Volt Information Sciences, Inc.

Proxy Card Solicited on Behalf of the Board of Directors

The undersigned appoints Linda Perneau and Herb Mueller, and each of them, proxies with full power of substitution, to vote the shares of stock of Volt Information Sciences, Inc. (the “Company”), which the undersigned is entitled to vote, at the Annual Meeting of Shareholders of the Company to be held at 2401 N. Glassell Street, Orange, CA 92865 on Tuesday, April 21, 2020, at 10:30 a.m. (PDT), and any adjournment thereof.

Volt Information Sciences’ employees. If you are a current or former employee of the Company, this card also provides voting instructions for shares held in the Volt Information Sciences, Inc. Savings Plan (the “Plan”). If you are a participant and have shares of common stock of the Company allocated to your account under the Plan, you have the right to direct Charles Schwab Bank, the Trustee of the Plan (the “Trustee”), to vote the shares held in your account. The Trustee will vote allocated shares for which no direction is received and unallocated shares, if any (together “Undirected Shares”), in the same proportion as the shares for which direction is received, subject to the Plan documents.
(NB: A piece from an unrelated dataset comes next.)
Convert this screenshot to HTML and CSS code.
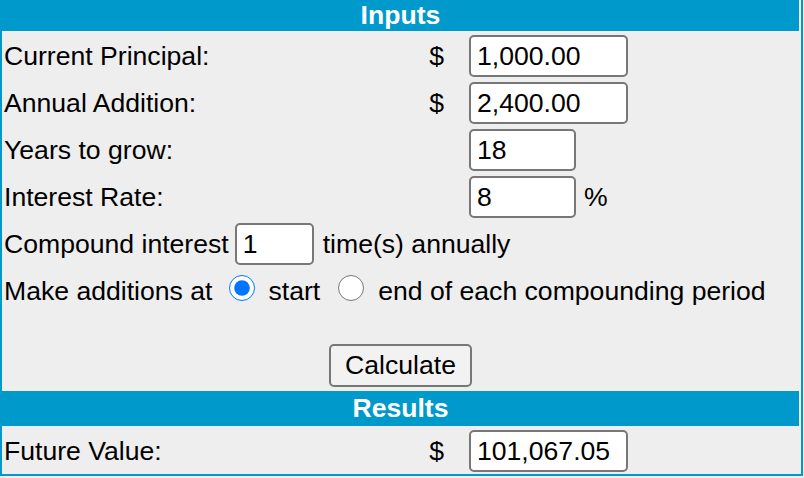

The tabulator must receive your instructions by 4:00 p.m. (EDT) on Thursday, April 16, 2020 in order to communicate your instructions to the Trustee, who will then vote all the shares of common stock of the Company which are credited to the undersigned’s account as of February 26, 2020. Under the Plan, you are a “named fiduciary” for the purpose of voting shares in your account and your proportionate share of the Undirected Shares. This means that you have ultimate authority to control the manner in which the shares are voted. By submitting voting instructions by telephone, Internet, or by signing and returning this voting instruction card, you direct the Trustee to vote these shares, in person or by proxy, as designated herein, at the Annual Meeting of Shareholders.